(Excerpt from a dataset)
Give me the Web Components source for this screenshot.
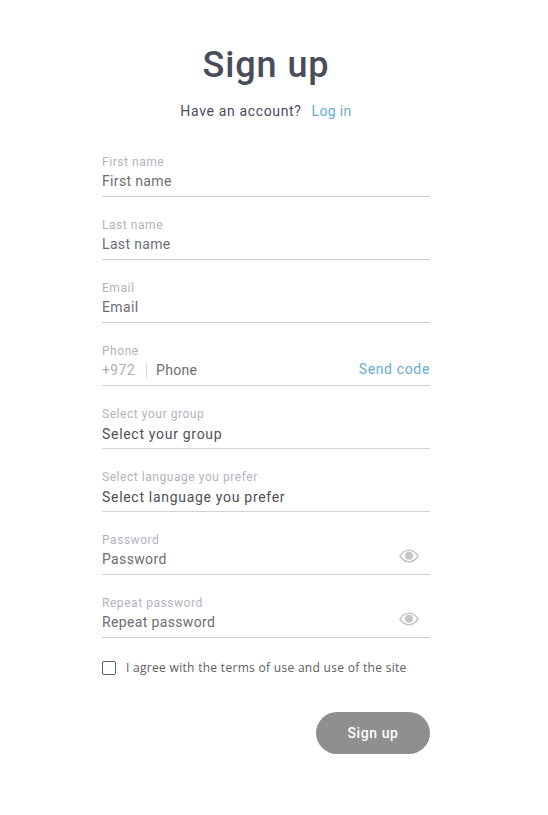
<!DOCTYPE html>
<html>
<head>
<meta charset="utf-8">
<title>Sign up</title>
<style>
  html, body { margin: 0; background: #fff; }
  body { font-family: Roboto, "Liberation Sans", sans-serif; }
</style>
</head>
<body>
<signup-page></signup-page>

<script>
const EYE = `<svg width="20" height="14" viewBox="0 0 20 14" fill="none">
  <path d="M1 7C3.4 3.2 6.4 1.2 10 1.2S16.6 3.2 19 7c-2.4 3.8-5.4 5.8-9 5.8S3.4 10.8 1 7Z" stroke="#c6c6c6" stroke-width="1.5"/>
  <circle cx="10" cy="6.8" r="4" fill="#c6c6c6"/>
</svg>`;

class FormField extends HTMLElement {
  constructor() {
    super();
    this.attachShadow({ mode: 'open' });
  }

  connectedCallback() {
    const label = this.getAttribute('label');
    this.shadowRoot.innerHTML = `
      <style>
        :host {
          display: block;
          height: 63px;
          box-sizing: border-box;
          padding-top: 14px;
        }
        .label {
          font-size: 12px;
          line-height: 14px;
          letter-spacing: 0.55px;
          color: #b3b3bd;
        }
        .row {
          display: flex;
          align-items: center;
          height: 28px;
          box-sizing: border-box;
          border-bottom: 1px solid #d2d2d2;
          padding-bottom: 3px;
          font-size: 14px;
          letter-spacing: 0.35px;
          color: #6d6d74;
        }
        .value { flex: 1; }
        :host([dark]) .row { color: #505055; letter-spacing: 0.7px; }
        :host([dark]) .value { padding-top: 2px; }
        ::slotted(*) { flex: none; }
      </style>
      <div class="label">${label}</div>
      <div class="row">
        <slot name="before"></slot>
        <span class="value">${label}</span>
        <slot name="after"></slot>
      </div>
    `;
  }
}

class SignupPage extends HTMLElement {
  constructor() {
    super();
    this.attachShadow({ mode: 'open' });
  }

  connectedCallback() {
    this.shadowRoot.innerHTML = `
      <style>
        :host {
          display: block;
          width: 328px;
          margin-left: 102px;
          padding-top: 42px;
        }
        h1 {
          margin: 0;
          font-size: 36px;
          line-height: 46px;
          font-weight: 500;
          letter-spacing: 0.9px;
          text-align: center;
          color: #4a4b5b;
        }
        .sub {
          display: flex;
          justify-content: center;
          gap: 10px;
          margin-top: 14px;
          margin-bottom: 21px;
          font-size: 14px;
          line-height: 18px;
          letter-spacing: 0.65px;
          color: #4a4b5b;
        }
        .sub a { letter-spacing: 0.35px; }
        a { color: #6aaccf; text-decoration: none; }
        .code {
          font-size: 14px;
          letter-spacing: 0.65px;
          color: #6aaccf;
          margin-top: -2px;
        }
        .prefix {
          color: #aeaeb4;
          padding-right: 11px;
          margin-right: 9px;
          border-right: 1px solid #dedede;
          line-height: 16px;
        }
        .eye { display: flex; margin-right: 11px; margin-top: -7px; }
        .agree {
          display: flex;
          align-items: center;
          gap: 10px;
          margin-top: 13px;
          font-family: "Open Sans", sans-serif;
          font-size: 12px;
          line-height: 20px;
          letter-spacing: 0.3px;
          color: #5d5d63;
        }
        .box {
          width: 12px;
          height: 12px;
          border: 1px solid #5f5f66;
          border-radius: 2px;
          background: #fff;
        }
        .actions {
          display: flex;
          justify-content: flex-end;
          margin-top: 34px;
        }
        button {
          width: 114px;
          height: 42px;
          border: 0;
          border-radius: 21px;
          background: #8f8f8f;
          color: #fff;
          font-family: Roboto, sans-serif;
          font-size: 14px;
          font-weight: 500;
          letter-spacing: 0.6px;
        }
      </style>
      <h1>Sign up</h1>
      <div class="sub"><span>Have an account?</span><a href="#">Log in</a></div>
      <form-field label="First name"></form-field>
      <form-field label="Last name"></form-field>
      <form-field label="Email"></form-field>
      <form-field label="Phone">
        <span slot="before" class="prefix">+972</span>
        <a slot="after" class="code" href="#">Send code</a>
      </form-field>
      <form-field label="Select your group" dark></form-field>
      <form-field label="Select language you prefer" dark></form-field>
      <form-field label="Password"><span slot="after" class="eye">${EYE}</span></form-field>
      <form-field label="Repeat password"><span slot="after" class="eye">${EYE}</span></form-field>
      <div class="agree"><span class="box"></span><span>I agree with the terms of use and use of the site</span></div>
      <div class="actions"><button type="button">Sign up</button></div>
    `;
  }
}

customElements.define('form-field', FormField);
customElements.define('signup-page', SignupPage);
</script>
</body>
</html>
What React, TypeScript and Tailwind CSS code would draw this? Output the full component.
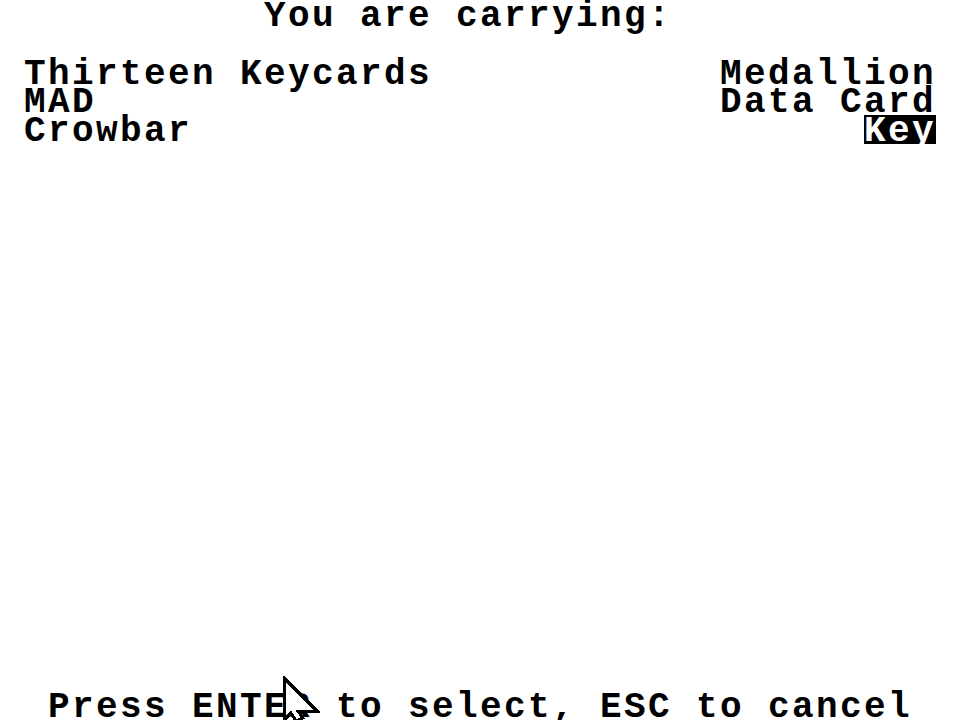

■ EXERCISE BRIEF ■
Starting at the top of the listing above, reproduce each line up to and including the one with "<signup-page></signup-page>"; omit the pictures.

■ EXERCISE ANSWER ■
Give me the Web Components source for this screenshot.
<!DOCTYPE html>
<html>
<head>
<meta charset="utf-8">
<title>Sign up</title>
<style>
  html, body { margin: 0; background: #fff; }
  body { font-family: Roboto, "Liberation Sans", sans-serif; }
</style>
</head>
<body>
<signup-page></signup-page>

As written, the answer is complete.